Facebook Advertising Proceeds with Caution
Whose afraid of the big bad ad unit? Facebook! In the last 24 hours, a number of stories have popped up on the web that show Facebook’s reluctance to ramp up their ad sales. Not that they don’t have good reason to be cautious. An advertising misstep could lead to a user revolt. But who thinks that would actually happen?
People are always saying they’re going to quit Facebook for one reason or another but what would it really take to get even a quarter of them to go?
Could auto-play video ads chase them away?

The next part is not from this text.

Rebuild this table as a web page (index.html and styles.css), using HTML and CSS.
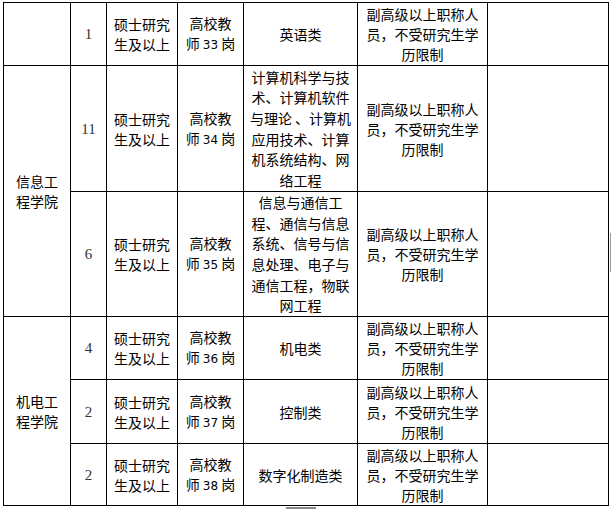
FILE: index.html
```html
<!DOCTYPE html>
<html lang="zh">
<head>
<meta charset="utf-8">
<title>岗位表</title>
<link rel="stylesheet" href="styles.css">
</head>
<body>
<div class="page">
<table class="jobs">
  <colgroup>
    <col class="c-dept"><col class="c-num"><col class="c-edu"><col class="c-post"><col class="c-major"><col class="c-note"><col class="c-extra">
  </colgroup>
  <tbody>
    <tr class="r1">
      <td></td>
      <td class="num">1</td>
      <td>硕士研究<br>生及以上</td>
      <td>高校教<br>师 <span class="digits">33</span> 岗</td>
      <td>英语类</td>
      <td>副高级以上职称人<br>员，不受研究生学<br>历限制</td>
      <td></td>
    </tr>
    <tr class="r2">
      <td rowspan="2">信息工<br>程学院</td>
      <td class="num">11</td>
      <td>硕士研究<br>生及以上</td>
      <td>高校教<br>师 <span class="digits">34</span> 岗</td>
      <td class="long">计算机科学与技<br>术、计算机软件<br>与理论 、计算机<br>应用技术、计算<br>机系统结构、网<br>络工程</td>
      <td>副高级以上职称人<br>员，不受研究生学<br>历限制</td>
      <td></td>
    </tr>
    <tr class="r3">
      <td class="num">6</td>
      <td>硕士研究<br>生及以上</td>
      <td>高校教<br>师 <span class="digits">35</span> 岗</td>
      <td class="long">信息与通信工<br>程、通信与信息<br>系统、信号与信<br>息处理、电子与<br>通信工程，物联<br>网工程</td>
      <td>副高级以上职称人<br>员，不受研究生学<br>历限制</td>
      <td></td>
    </tr>
    <tr class="r4">
      <td rowspan="3">机电工<br>程学院</td>
      <td class="num">4</td>
      <td>硕士研究<br>生及以上</td>
      <td>高校教<br>师 <span class="digits">36</span> 岗</td>
      <td>机电类</td>
      <td>副高级以上职称人<br>员，不受研究生学<br>历限制</td>
      <td></td>
    </tr>
    <tr class="r5">
      <td class="num">2</td>
      <td>硕士研究<br>生及以上</td>
      <td>高校教<br>师 <span class="digits">37</span> 岗</td>
      <td>控制类</td>
      <td>副高级以上职称人<br>员，不受研究生学<br>历限制</td>
      <td></td>
    </tr>
    <tr class="r6">
      <td class="num">2</td>
      <td>硕士研究<br>生及以上</td>
      <td>高校教<br>师 <span class="digits">38</span> 岗</td>
      <td>数字化制造类</td>
      <td>副高级以上职称人<br>员，不受研究生学<br>历限制</td>
      <td></td>
    </tr>
  </tbody>
</table>
<div class="scroll-h"></div>
<div class="scroll-v"></div>
</div>
</body>
</html>
```
FILE: styles.css
```css
html, body {
  margin: 0;
  padding: 0;
  background: #fff;
}
.page {
  position: relative;
  width: 611px;
  height: 509px;
  overflow: hidden;
  padding: 2px 0 0 3px;
  box-sizing: border-box;
}
.jobs {
  border-collapse: collapse;
  table-layout: fixed;
  width: 606px;
  font-family: "Noto Sans CJK SC", "Liberation Sans", sans-serif;
  font-size: 14px;
  line-height: 20px;
  color: #000;
}
.jobs td {
  border: 1px solid #000;
  padding: 0;
  text-align: center;
  vertical-align: middle;
  white-space: nowrap;
}
.jobs td.long {
  line-height: 20.6px;
}
.c-dept { width: 67px; }
.c-num { width: 36px; }
.c-edu { width: 71px; }
.c-post { width: 66px; }
.c-major { width: 114px; }
.c-note { width: 130px; }
.c-extra { width: 121px; }
.r1 { height: 63px; }
.r2 { height: 126px; }
.r3 { height: 125px; }
.r4 { height: 63px; }
.r5 { height: 64px; }
.r6 { height: 62px; }
.num {
  font-family: "Liberation Serif", serif;
  font-size: 15px;
  color: #333;
}
.digits {
  font-family: "DejaVu Sans", "Liberation Sans", sans-serif;
  font-size: 12px;
}
.scroll-h {
  position: absolute;
  left: 286px;
  top: 507px;
  width: 30px;
  height: 2px;
  background: #8a8a8a;
}
.scroll-v {
  position: absolute;
  left: 610px;
  top: 233px;
  width: 1px;
  height: 39px;
  background: #9a9a9a;
}
```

According to Mashable, Facebook has slowed the launch of their controversial video ad unit. It might be summer before we see these ads because Facebook is still studying the results of the ONE test they ran. Really? Or maybe they don’t have a lot of companies lining up to pay the estimated $1 to $2.5 million. Some say it’s a good deal because the ad will run at the top of every newsfeed. But remember, it’s going to run without sound so it will be easily ignored. Whose ready to take a million dollar marketing chance?
Facebook’s mobile ads are doing well but that doesn’t mean more ads are coming any time soon. Facebook CFO David Ebersman recently spoke at the Goldman Sachs Technology and Internet Conference and TechCrunch has that story:
Ebersman replied that the company saw last year that mobile ads don’t just “continue to perform really well for marketers” but also have “a limited or negligible impact on engagement,” as shown in part by user surveys.
At the same time, he suggested that Facebook won’t increasing the quantity of mobile ads as it did in 2013. Even though “the number of ads in the News Feed is an important variable,” it’s not only one the company focuses on. He said Facebook will also be experimenting with things like the size and position of the ads: “All of this goes into trying to find the right balance.”
Goals for the next ten years; improving graph search so you can easily find what you need and “wiring up” everyone in the world. Easy peasy.
“It’s quite easy to see how ads could fit into [Paper] … but there’s no reason for us to do that right now — we’ve so much to do with the current monetizing of current products we have.”